For active training cases (reactive dogs, recall-poisoned dogs, multiple-dog households) work with a CPDT-KA or KPA certified trainer to structure the protocol around your specific situation. The line is a tool. The training is what makes the tool work.
Frequently asked questions
What length long line should I start with?+
Fifteen feet is the most useful starting length. It is long enough to give the dog meaningful freedom and short enough to manage without constant tangles. Twenty and thirty foot lines are useful for recall training in open fields once you have the handling skill, but they are harder for new long line users.
Should I attach a long line to a collar or a harness?+
Always a harness, never a collar. A dog hitting the end of a 20 foot line at a sprint generates substantial force. Collar attachment can cause neck and tracheal injury at those speeds. A well-fitted Y-harness with a back clip is the safe attachment point.

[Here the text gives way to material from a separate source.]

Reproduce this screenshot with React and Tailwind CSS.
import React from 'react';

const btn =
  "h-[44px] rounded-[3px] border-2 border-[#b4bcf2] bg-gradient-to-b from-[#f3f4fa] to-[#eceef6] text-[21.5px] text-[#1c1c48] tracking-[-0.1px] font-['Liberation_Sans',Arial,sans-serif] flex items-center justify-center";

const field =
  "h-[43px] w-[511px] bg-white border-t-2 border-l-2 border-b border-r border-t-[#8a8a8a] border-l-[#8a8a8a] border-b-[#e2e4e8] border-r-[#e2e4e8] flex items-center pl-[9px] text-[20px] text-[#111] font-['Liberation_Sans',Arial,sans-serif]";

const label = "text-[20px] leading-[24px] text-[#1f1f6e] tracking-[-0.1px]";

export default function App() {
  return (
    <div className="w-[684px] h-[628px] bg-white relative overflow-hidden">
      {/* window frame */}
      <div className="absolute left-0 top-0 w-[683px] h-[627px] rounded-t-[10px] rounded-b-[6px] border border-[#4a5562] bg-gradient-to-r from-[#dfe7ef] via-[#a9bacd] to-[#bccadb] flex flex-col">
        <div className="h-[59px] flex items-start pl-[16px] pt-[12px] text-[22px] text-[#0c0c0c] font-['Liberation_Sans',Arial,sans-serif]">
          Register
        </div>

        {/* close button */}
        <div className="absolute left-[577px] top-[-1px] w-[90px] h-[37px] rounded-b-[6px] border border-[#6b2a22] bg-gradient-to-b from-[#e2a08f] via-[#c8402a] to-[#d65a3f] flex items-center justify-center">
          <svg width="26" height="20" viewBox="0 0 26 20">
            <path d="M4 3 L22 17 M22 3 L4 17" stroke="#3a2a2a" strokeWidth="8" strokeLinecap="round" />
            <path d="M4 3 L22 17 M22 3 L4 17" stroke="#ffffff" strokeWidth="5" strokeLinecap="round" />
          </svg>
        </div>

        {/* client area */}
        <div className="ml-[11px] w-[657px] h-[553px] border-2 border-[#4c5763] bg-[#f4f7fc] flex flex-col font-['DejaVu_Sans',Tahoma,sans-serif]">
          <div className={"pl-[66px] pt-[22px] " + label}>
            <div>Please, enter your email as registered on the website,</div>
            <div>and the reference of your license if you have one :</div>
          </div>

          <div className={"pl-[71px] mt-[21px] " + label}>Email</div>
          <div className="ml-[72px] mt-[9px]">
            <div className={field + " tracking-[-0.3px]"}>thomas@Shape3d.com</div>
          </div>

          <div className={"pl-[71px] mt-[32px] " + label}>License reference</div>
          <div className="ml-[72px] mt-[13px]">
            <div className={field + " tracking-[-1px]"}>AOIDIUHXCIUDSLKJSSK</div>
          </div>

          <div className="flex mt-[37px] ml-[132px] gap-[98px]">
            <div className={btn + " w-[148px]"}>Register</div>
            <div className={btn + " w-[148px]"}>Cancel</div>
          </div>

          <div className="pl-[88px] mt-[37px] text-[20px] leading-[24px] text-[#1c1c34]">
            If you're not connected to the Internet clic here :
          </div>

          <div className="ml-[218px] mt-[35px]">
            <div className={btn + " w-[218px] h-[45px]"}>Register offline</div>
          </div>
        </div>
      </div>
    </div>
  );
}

Biothane or nylon for long lines?+
Biothane is the better choice for most users. It does not absorb water, mud, or grass stains, it cleans with a wipe, and it does not tangle as badly as nylon. The drawback is cost: a biothane long line is two to three times the price of equivalent nylon. For occasional use, nylon is fine.
Can I use a long line for off-leash hiking?+
A long line is not off-leash, it is long-leash. For hiking on narrow trails, the line will tangle constantly and is a nuisance. For open meadows, beaches, or fields, a long line can simulate much of the freedom of off-leash without the legal or safety issues. Check local leash laws.